I write now to convey to the entire Board the expectations I have.

First, tomorrow the Board must terminate for cause the Chief Executive Officer and the Vice President for Underwriting. The Almond Ad Hoc Committee report is replete with examples of mismanagement more than sufficient to justify these actions. In addition, I am particularly concerned that the Almond Ad Hoc Committee believes that the Chief Executive Officer attempted to obstruct the Board’s very own internal audit. This action is unfortunately consistent with the management’s pattern of stonewalling the Department of Business Regulation’s forensic audit. This must stop now.

Second, the Board members who have presided over this mismanagement since 1994 must resign from the Board. Whether or not these directors were aware of the abuse and mismanagement detailed in the Almond Ad Hoc Committee report is irrelevant. As directors for over a decade, they were either complicit in the abuse or they were incompetent in not stopping it. Either is reason enough for their removal.

I plan to name new gubernatorial board members; members with the community standing needed to right the company. I note that the company’s By-Laws provide me with the authority to remove from the board for cause gubernatorial appointees. Given the widespread mismanagement and abuse that are now well-known, I will not hesitate to use this authority.

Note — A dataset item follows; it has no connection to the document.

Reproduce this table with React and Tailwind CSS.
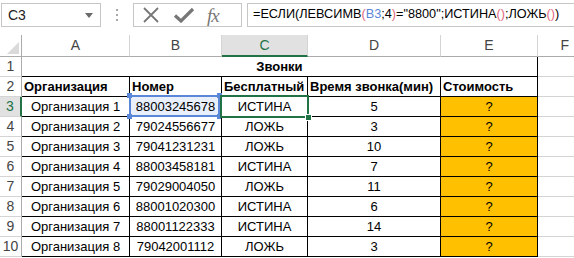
import React from 'react';

const rows = [
  ["Организация 1", "88003245678", "ИСТИНА", "5"],
  ["Организация 2", "79024556677", "ЛОЖЬ", "3"],
  ["Организация 3", "79041231231", "ЛОЖЬ", "10"],
  ["Организация 4", "88003458181", "ИСТИНА", "7"],
  ["Организация 5", "79029004050", "ЛОЖЬ", "11"],
  ["Организация 6", "88001020300", "ИСТИНА", "6"],
  ["Организация 7", "88001122333", "ИСТИНА", "14"],
  ["Организация 8", "79042001112", "ЛОЖЬ", "3"],
];

const cols = ["A", "B", "C", "D", "E"];

function Corner({ className }) {
  return <span className={`absolute w-[5px] h-[5px] bg-[#5b87d8] ${className}`} />;
}

export default function App() {
  return (
    <div className="w-[574px] h-[258px] overflow-hidden bg-white text-black font-['Liberation_Sans',Arial,sans-serif]">
      {/* formula bar */}
      <div className="flex items-start h-[35px] pt-[3px] pl-[1px]">
        <div className="flex items-center justify-between w-[100px] h-[24px] border border-[#c6c6c6] pl-[6px] pr-[7px] text-[14px] text-[#222]">
          <span>C3</span>
          <svg width="8" height="5" viewBox="0 0 8 5"><path d="M0 0h8L4 5z" fill="#6a6a6a" /></svg>
        </div>
        <div className="w-[32px] h-[24px] flex flex-col items-center justify-center gap-[3px]">
          <span className="w-[2px] h-[2px] bg-[#a8a8a8]" />
          <span className="w-[2px] h-[2px] bg-[#a8a8a8]" />
          <span className="w-[2px] h-[2px] bg-[#a8a8a8]" />
        </div>
        <div className="flex items-center w-[109px] h-[24px] border border-[#c6c6c6]">
          <svg className="ml-[8px]" width="18" height="16" viewBox="0 0 18 16">
            <path d="M2 1L16 15M16 1L2 15" stroke="#777" strokeWidth="1.8" fill="none" />
          </svg>
          <svg className="ml-[13px]" width="22" height="16" viewBox="0 0 22 16">
            <path d="M2 8.5L8 14L20 2" stroke="#777" strokeWidth="3.2" fill="none" strokeLinejoin="miter" />
          </svg>
          <span className="ml-[12px] text-[19px] leading-none italic text-[#777] font-['Liberation_Serif',serif] tracking-[-1px]">fx</span>
        </div>
        <div className="ml-[5px] flex-1 h-[24px] border border-r-0 border-[#c6c6c6] pl-[5px] flex items-center text-[12.7px] whitespace-nowrap overflow-hidden">
          <span>=ЕСЛИ(ЛЕВСИМВ</span>
          <span className="text-[#e06a80]">(</span>
          <span className="text-[#5b87d8]">B3</span>
          <span>;4</span>
          <span className="text-[#e06a80]">)</span>
          <span>="8800";ИСТИНА</span>
          <span className="text-[#e06a80]">()</span>
          <span>;ЛОЖЬ</span>
          <span className="text-[#e06a80]">()</span>
          <span>)</span>
        </div>
      </div>

      {/* sheet */}
      <div className="w-[574px] grid grid-cols-[22px_108px_92px_86px_133px_97px_36px] grid-rows-[22px_repeat(10,20px)] text-[13px]">
        {/* column headers */}
        <div className="relative border-r border-b border-[#ababab] bg-white">
          <svg className="absolute right-[2px] bottom-[2px]" width="12" height="12" viewBox="0 0 12 12"><path d="M12 0V12H0z" fill="#dadada" /></svg>
        </div>
        {cols.map((c) =>
          c === "C" ? (
            <div key={c} className="flex items-center justify-center bg-[#e1e1e1] border-r border-[#d4d4d4] border-b-2 border-b-[#217346] text-[#217346] text-[14px]">{c}</div>
          ) : (
            <div key={c} className="flex items-center justify-center border-r border-[#d4d4d4] border-b border-b-[#ababab] text-[#444] text-[14px]">{c}</div>
          )
        )}
        <div className="flex items-center justify-end pr-[5px] border-b border-b-[#ababab] text-[#444] text-[14px]">F</div>

        {/* row 1 */}
        <div className="flex items-center justify-center border-r border-r-[#ababab] border-b border-[#d4d4d4] text-[#444] text-[14px]">1</div>
        <div className="col-span-5 flex items-center justify-center font-bold border-r border-b border-black">Звонки</div>
        <div className="border-b border-[#d4d4d4]" />

        {/* row 2 */}
        <div className="flex items-center justify-center border-r border-r-[#ababab] border-b border-[#d4d4d4] text-[#444] text-[14px]">2</div>
        {["Организация", "Номер", "Бесплатный", "Время звонка(мин)", "Стоимость"].map((h) => (
          <div key={h} className="flex items-center pl-[2px] font-bold whitespace-nowrap overflow-hidden border-r border-b border-black">{h}</div>
        ))}
        <div className="border-b border-[#d4d4d4]" />

        {rows.map((r, i) => {
          const n = i + 3;
          const sel = n === 3;
          return (
            <React.Fragment key={n}>
              {sel ? (
                <div className="flex items-center justify-center bg-[#e1e1e1] border-r-2 border-r-[#217346] border-b border-[#d4d4d4] text-[#217346] text-[14px]">{n}</div>
              ) : (
                <div className="flex items-center justify-center border-r border-r-[#ababab] border-b border-[#d4d4d4] text-[#444] text-[14px]">{n}</div>
              )}
              <div className="flex items-center justify-center whitespace-nowrap border-r border-b border-black">{r[0]}</div>
              <div className={`relative flex items-center justify-center border-r border-b border-black ${sel ? "bg-[#eaf0fb]" : ""}`}>
                {sel && (
                  <>
                    <span className="absolute left-[-1px] top-[-2px] right-[1px] bottom-[-1px] border-2 border-[#5b87d8]" />
                    <Corner className="left-[-3px] top-[-4px]" />
                    <Corner className="right-[-1px] top-[-4px]" />
                    <Corner className="left-[-3px] bottom-[-3px]" />
                    <Corner className="right-[-1px] bottom-[-3px]" />
                  </>
                )}
                <span className="relative">{r[1]}</span>
              </div>
              <div className="relative flex items-center justify-center border-r border-b border-black">
                {sel && (
                  <>
                    <span className="absolute z-10 left-[-2px] top-[-2px] right-[-2px] bottom-[-2px] border-2 border-[#217346]" />
                    <span className="absolute z-20 right-[-5px] bottom-[-5px] w-[7px] h-[7px] bg-[#217346] border border-white" />
                  </>
                )}
                {r[2]}
              </div>
              <div className="flex items-center justify-center border-r border-b border-black">{r[3]}</div>
              <div className="flex items-center justify-center bg-[#ffc000] border-r border-b border-black">?</div>
              <div className="border-b border-[#d4d4d4]" />
            </React.Fragment>
          );
        })}
      </div>
    </div>
  );
}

Third, any Board members who are personally implicated or who represent policyholders who are implicated in any of the abuse detailed in the Almond Ad Hoc Committee report must resign from the Board.

Fourth, Beacon must immediately and fully cooperate with the forensic audit now underway by the Department of Business Regulation. Although the Almond Ad Hoc Committee did a commendable job with limited time˜and in the face of management obstruction,˜only the Department’s full market conduct examination and forensic audit can get to the bottom of the abuse and mismanagement that appears rampant at Beacon once and for all. It is time for Beacon to rein in its attorneys and stop stonewalling the Department’s investigation.

I eagerly await the results of your Board meeting and the decisions of individual board members. Rest assured that in the interim, my administration will be reviewing the range of legal options at our disposal to effect immediate change at Beacon.